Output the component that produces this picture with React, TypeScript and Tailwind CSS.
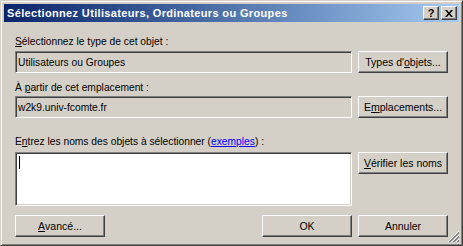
// Boîte de dialogue Windows classique : sélection d'utilisateurs, ordinateurs ou groupes.
import type { ReactNode } from 'react';

const relief =
  'border border-t-white border-l-white border-r-[#404040] border-b-[#404040] bg-[#d4d0c8] shadow-[inset_-1px_-1px_#808080]';
const creux =
  'border border-t-[#808080] border-l-[#808080] border-r-white border-b-white shadow-[inset_1px_1px_#404040,inset_-1px_-1px_#d4d0c8]';

function Bouton({ children, className = '' }: { children: ReactNode; className?: string }) {
  return (
    <button
      type="button"
      className={`${relief} flex h-[22px] w-[90px] shrink-0 items-center justify-center text-[10.5px] leading-none text-black ${className}`}
    >
      {children}
    </button>
  );
}

function BoutonTitre({ children }: { children: ReactNode }) {
  return (
    <span
      className={`${relief} flex h-[14px] w-[16px] items-center justify-center text-[11px] font-bold leading-none text-black`}
    >
      {children}
    </span>
  );
}

function Poignee() {
  return (
    <svg className="absolute bottom-0 right-0" width="12" height="12" viewBox="0 0 12 12" aria-hidden>
      {[0, 4, 8].map((d) => (
        <g key={d}>
          <line x1={d + 1} y1="12" x2="12" y2={d + 1} stroke="#ffffff" strokeWidth="1" />
          <line x1={d + 2} y1="12" x2="12" y2={d + 2} stroke="#808080" strokeWidth="1" />
          <line x1={d + 3} y1="12" x2="12" y2={d + 3} stroke="#808080" strokeWidth="1" />
        </g>
      ))}
    </svg>
  );
}

export default function App() {
  return (
    <div className="h-[246px] w-[463px] font-['Liberation_Sans',Arial,sans-serif]">
      <div className="flex h-full w-full flex-col border border-t-[#d4d0c8] border-l-[#d4d0c8] border-r-[#404040] border-b-[#404040] bg-[#d4d0c8] p-[3px] shadow-[inset_1px_1px_#ffffff,inset_-1px_-1px_#808080]">
        <div className="flex h-[18px] shrink-0 items-center bg-gradient-to-r from-[#0a246a] to-[#a6caf0] pl-[3px] pr-[2px]">
          <span className="flex-1 truncate text-[11px] font-bold leading-none tracking-[0.35px] text-white">
            Sélectionnez Utilisateurs, Ordinateurs ou Groupes
          </span>
          <div className="flex gap-[2px]">
            <BoutonTitre>?</BoutonTitre>
            <BoutonTitre>
              <svg width="8" height="7" viewBox="0 0 8 7" aria-hidden>
                <path d="M0 0h2l2 2.5L6 0h2L5 3.5 8 7H6L4 4.5 2 7H0l3-3.5z" fill="#000" />
              </svg>
            </BoutonTitre>
          </div>
        </div>

        <div className="relative flex flex-1 flex-col px-[11px] pt-[13px] text-[10.25px] leading-[13px] text-black">
          <p>
            <u>S</u>électionnez le type de cet objet :
          </p>
          <div className="mt-[3px] flex gap-[6px]">
            <div className={`${creux} flex h-[22px] w-[337px] items-center bg-[#d4d0c8] pl-[2px]`}>
              Utilisateurs ou Groupes
            </div>
            <Bouton>
              Types d'<u>o</u>bjets...
            </Bouton>
          </div>

          <p className="mt-[8px]">
            À <u>p</u>artir de cet emplacement :
          </p>
          <div className="mt-[2px] flex gap-[6px]">
            <div className={`${creux} flex h-[22px] w-[337px] items-center bg-[#d4d0c8] pl-[2px]`}>
              w2k9.univ-fcomte.fr
            </div>
            <Bouton>
              E<u>m</u>placements...
            </Bouton>
          </div>

          <p className="mt-[17px]">
            E<u>n</u>trez les noms des objets à sélectionner (
            <span className="text-[#0000ff] underline">exemples</span>) :
          </p>
          <div className="mt-[4px] flex items-start gap-[6px]">
            <div className={`${creux} h-[54px] w-[337px] bg-white pl-[3px] pt-[3px]`}>
              <span className="block h-[13px] w-px bg-black" />
            </div>
            <Bouton>
              <u>V</u>érifier les noms
            </Bouton>
          </div>

          <div className="mt-[9px] flex gap-[6px]">
            <Bouton>
              <u>A</u>vancé...
            </Bouton>
            <div className="flex-1" />
            <Bouton>OK</Bouton>
            <Bouton>Annuler</Bouton>
          </div>
          <Poignee />
        </div>
      </div>
    </div>
  );
}
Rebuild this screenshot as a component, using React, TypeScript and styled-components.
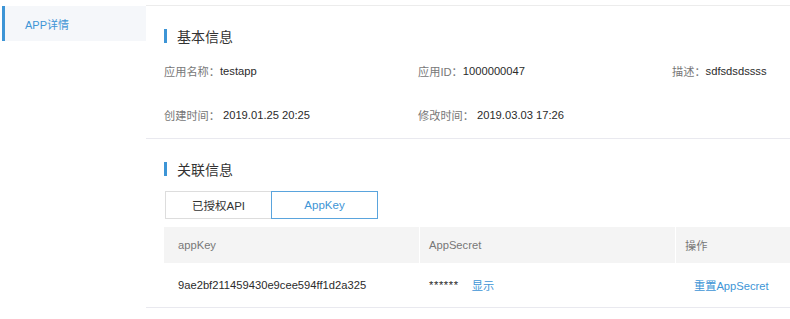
import React from 'react';
import styled, { createGlobalStyle } from 'styled-components';

const GlobalStyle = createGlobalStyle`
  html, body {
    margin: 0;
    padding: 0;
    background: #ffffff;
    font-family: "Liberation Sans", "Noto Sans CJK SC", sans-serif;
    color: #333333;
  }
`;

const Page = styled.div`
  display: flex;
  width: 790px;
  height: 319px;
  overflow: hidden;
`;

const Sidebar = styled.div`
  width: 144px;
  padding: 6px 0 0 2px;
  flex-shrink: 0;
`;

const NavItem = styled.div<{ $active?: boolean }>`
  height: 35px;
  display: flex;
  align-items: center;
  padding-left: 20px;
  font-size: 11px;
  color: ${p => (p.$active ? '#3d95d6' : '#555555')};
  background: ${p => (p.$active ? '#f5f7fa' : 'transparent')};
  border-left: 3px solid ${p => (p.$active ? '#3d95d6' : 'transparent')};
`;

const Main = styled.div`
  flex: 1;
  margin-top: 5px;
  border-top: 1px solid #ececec;
  display: flex;
  flex-direction: column;
`;

const Section = styled.div`
  padding-left: 18px;
  border-bottom: 1px solid #e9e9ef;
`;

const Title = styled.div<{ $top: number }>`
  display: flex;
  align-items: center;
  gap: 10px;
  height: 20px;
  margin-top: ${p => p.$top}px;
  font-size: 14px;
  color: #333333;

  &::before {
    content: '';
    width: 3px;
    height: 14px;
    background: #3d95d6;
  }
`;

const InfoGrid = styled.div`
  display: grid;
  grid-template-columns: 254px 254px 1fr;
  grid-auto-rows: 44px;
  margin-top: 3px;
  margin-bottom: 1px;
`;

const Info = styled.div`
  display: flex;
  align-items: center;
  font-size: 11.2px;
  color: #2b2b2b;
  white-space: nowrap;
`;

const Label = styled.span<{ $gap?: number }>`
  color: #777777;
  margin-right: ${p => p.$gap ?? 0}px;
`;

const Tabs = styled.div`
  display: flex;
  margin-top: 12px;
  margin-left: 1px;
`;

const Tab = styled.div<{ $active?: boolean }>`
  width: 107px;
  height: 28px;
  box-sizing: border-box;
  display: flex;
  align-items: center;
  justify-content: center;
  font-size: 11.5px;
  color: ${p => (p.$active ? '#3d95d6' : '#333333')};
  border: 1px solid ${p => (p.$active ? '#5aa4dd' : '#dddddd')};
  margin-left: ${p => (p.$active ? '-1px' : '0')};
  position: relative;
  z-index: ${p => (p.$active ? 1 : 0)};
`;

const Table = styled.div`
  display: grid;
  grid-template-columns: 255px 255px 1fr;
  column-gap: 1px;
  margin-top: 8px;
`;

const HeadCell = styled.div<{ $pad?: number }>`
  height: 36px;
  display: flex;
  align-items: center;
  padding-left: ${p => p.$pad ?? 9}px;
  background: #f4f4f4;
  font-size: 11.2px;
  color: #777777;
`;

const Cell = styled.div<{ $pad?: number }>`
  height: 44px;
  display: flex;
  align-items: center;
  padding-left: ${p => p.$pad ?? 9}px;
  font-size: 11.2px;
  color: #2b2b2b;
`;

const Stars = styled.span`
  letter-spacing: 0.6px;
`;

const Link = styled.span<{ $gap?: number }>`
  color: #3d95d6;
  margin-left: ${p => p.$gap ?? 0}px;
  cursor: pointer;
`;

export default function App() {
  return (
    <>
      <GlobalStyle />
      <Page>
        <Sidebar>
          <NavItem $active>APP详情</NavItem>
        </Sidebar>
        <Main>
          <Section>
            <Title $top={20}>基本信息</Title>
            <InfoGrid>
              <Info><Label>应用名称：</Label>testapp</Info>
              <Info><Label>应用ID：</Label>1000000047</Info>
              <Info><Label>描述：</Label>sdfsdsdssss</Info>
              <Info><Label $gap={3}>创建时间：</Label>2019.01.25 20:25</Info>
              <Info><Label $gap={3}>修改时间：</Label>2019.03.03 17:26</Info>
            </InfoGrid>
          </Section>
          <Section>
            <Title $top={20}>关联信息</Title>
            <Tabs>
              <Tab>已授权API</Tab>
              <Tab $active>AppKey</Tab>
            </Tabs>
            <Table>
              <HeadCell $pad={14}>appKey</HeadCell>
              <HeadCell>AppSecret</HeadCell>
              <HeadCell>操作</HeadCell>
              <Cell $pad={14}>9ae2bf211459430e9cee594ff1d2a325</Cell>
              <Cell><Stars>******</Stars><Link $gap={13}>显示</Link></Cell>
              <Cell $pad={18}><Link>重置AppSecret</Link></Cell>
            </Table>
          </Section>
        </Main>
      </Page>
    </>
  );
}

What you have to do — Write out, word for word, the lines from the start of the data through the one holding "border-t-[#808080] border-l-[#808080] border-r-white". Omit pictures.

Problem solution —
Output the component that produces this picture with React, TypeScript and Tailwind CSS.
// Boîte de dialogue Windows classique : sélection d'utilisateurs, ordinateurs ou groupes.
import type { ReactNode } from 'react';

const relief =
  'border border-t-white border-l-white border-r-[#404040] border-b-[#404040] bg-[#d4d0c8] shadow-[inset_-1px_-1px_#808080]';
const creux =
  'border border-t-[#808080] border-l-[#808080] border-r-white border-b-white shadow-[inset_1px_1px_#404040,inset_-1px_-1px_#d4d0c8]';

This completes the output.